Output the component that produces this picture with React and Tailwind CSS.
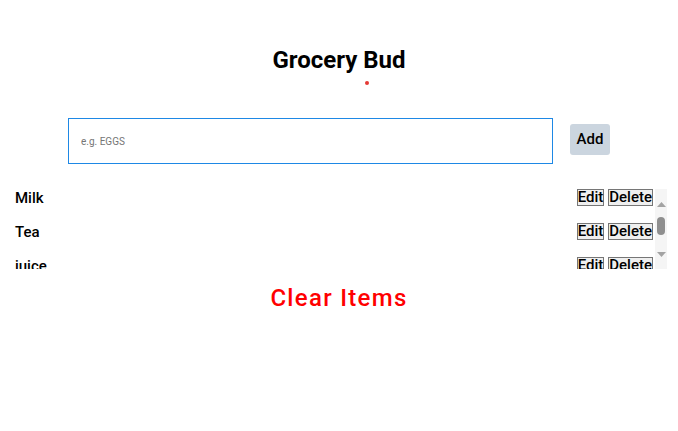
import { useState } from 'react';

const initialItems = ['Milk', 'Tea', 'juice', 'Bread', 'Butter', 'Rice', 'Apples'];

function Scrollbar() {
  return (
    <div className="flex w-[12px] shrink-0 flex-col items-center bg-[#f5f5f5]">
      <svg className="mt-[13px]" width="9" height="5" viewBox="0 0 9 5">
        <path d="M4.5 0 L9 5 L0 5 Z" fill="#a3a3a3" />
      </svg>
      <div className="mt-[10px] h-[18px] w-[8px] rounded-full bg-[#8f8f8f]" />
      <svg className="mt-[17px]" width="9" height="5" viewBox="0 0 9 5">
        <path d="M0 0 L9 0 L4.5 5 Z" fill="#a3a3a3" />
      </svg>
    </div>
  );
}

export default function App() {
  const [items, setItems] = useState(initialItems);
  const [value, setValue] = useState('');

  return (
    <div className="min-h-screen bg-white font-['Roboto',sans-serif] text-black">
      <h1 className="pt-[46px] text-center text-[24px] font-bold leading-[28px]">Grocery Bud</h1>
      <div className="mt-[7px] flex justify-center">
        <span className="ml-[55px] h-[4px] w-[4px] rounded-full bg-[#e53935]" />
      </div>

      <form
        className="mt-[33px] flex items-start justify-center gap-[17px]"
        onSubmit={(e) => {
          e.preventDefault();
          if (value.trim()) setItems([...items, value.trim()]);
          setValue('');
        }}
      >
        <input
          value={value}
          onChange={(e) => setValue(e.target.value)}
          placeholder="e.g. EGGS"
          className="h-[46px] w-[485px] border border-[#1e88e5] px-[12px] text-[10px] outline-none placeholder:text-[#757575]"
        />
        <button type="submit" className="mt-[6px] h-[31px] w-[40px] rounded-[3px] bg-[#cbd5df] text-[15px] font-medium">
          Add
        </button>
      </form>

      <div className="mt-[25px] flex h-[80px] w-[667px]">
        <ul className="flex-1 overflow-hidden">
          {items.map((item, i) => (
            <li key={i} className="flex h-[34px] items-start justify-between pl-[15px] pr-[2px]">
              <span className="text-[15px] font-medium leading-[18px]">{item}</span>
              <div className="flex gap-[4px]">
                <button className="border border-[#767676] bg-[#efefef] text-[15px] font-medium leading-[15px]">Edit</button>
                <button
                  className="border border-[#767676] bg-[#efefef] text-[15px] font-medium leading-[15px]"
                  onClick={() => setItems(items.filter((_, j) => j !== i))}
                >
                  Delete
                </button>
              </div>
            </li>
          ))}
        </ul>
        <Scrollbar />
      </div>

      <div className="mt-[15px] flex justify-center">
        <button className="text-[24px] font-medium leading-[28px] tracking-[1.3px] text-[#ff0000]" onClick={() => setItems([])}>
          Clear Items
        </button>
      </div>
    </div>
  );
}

> EXERCISE DIRECTIONS
Reproduce each line word for word and drop the pictures.

> EXERCISE OUTPUT
Output the component that produces this picture with React and Tailwind CSS.
import { useState } from 'react';

const initialItems = ['Milk', 'Tea', 'juice', 'Bread', 'Butter', 'Rice', 'Apples'];

function Scrollbar() {
  return (
    <div className="flex w-[12px] shrink-0 flex-col items-center bg-[#f5f5f5]">
      <svg className="mt-[13px]" width="9" height="5" viewBox="0 0 9 5">
        <path d="M4.5 0 L9 5 L0 5 Z" fill="#a3a3a3" />
      </svg>
      <div className="mt-[10px] h-[18px] w-[8px] rounded-full bg-[#8f8f8f]" />
      <svg className="mt-[17px]" width="9" height="5" viewBox="0 0 9 5">
        <path d="M0 0 L9 0 L4.5 5 Z" fill="#a3a3a3" />
      </svg>
    </div>
  );
}

export default function App() {
  const [items, setItems] = useState(initialItems);
  const [value, setValue] = useState('');

  return (
    <div className="min-h-screen bg-white font-['Roboto',sans-serif] text-black">
      <h1 className="pt-[46px] text-center text-[24px] font-bold leading-[28px]">Grocery Bud</h1>
      <div className="mt-[7px] flex justify-center">
        <span className="ml-[55px] h-[4px] w-[4px] rounded-full bg-[#e53935]" />
      </div>

      <form
        className="mt-[33px] flex items-start justify-center gap-[17px]"
        onSubmit={(e) => {
          e.preventDefault();
          if (value.trim()) setItems([...items, value.trim()]);
          setValue('');
        }}
      >
        <input
          value={value}
          onChange={(e) => setValue(e.target.value)}
          placeholder="e.g. EGGS"
          className="h-[46px] w-[485px] border border-[#1e88e5] px-[12px] text-[10px] outline-none placeholder:text-[#757575]"
        />
        <button type="submit" className="mt-[6px] h-[31px] w-[40px] rounded-[3px] bg-[#cbd5df] text-[15px] font-medium">
          Add
        </button>
      </form>

      <div className="mt-[25px] flex h-[80px] w-[667px]">
        <ul className="flex-1 overflow-hidden">
          {items.map((item, i) => (
            <li key={i} className="flex h-[34px] items-start justify-between pl-[15px] pr-[2px]">
              <span className="text-[15px] font-medium leading-[18px]">{item}</span>
              <div className="flex gap-[4px]">
                <button className="border border-[#767676] bg-[#efefef] text-[15px] font-medium leading-[15px]">Edit</button>
                <button
                  className="border border-[#767676] bg-[#efefef] text-[15px] font-medium leading-[15px]"
                  onClick={() => setItems(items.filter((_, j) => j !== i))}
                >
                  Delete
                </button>
              </div>
            </li>
          ))}
        </ul>
        <Scrollbar />
      </div>

      <div className="mt-[15px] flex justify-center">
        <button className="text-[24px] font-medium leading-[28px] tracking-[1.3px] text-[#ff0000]" onClick={() => setItems([])}>
          Clear Items
        </button>
      </div>
    </div>
  );
}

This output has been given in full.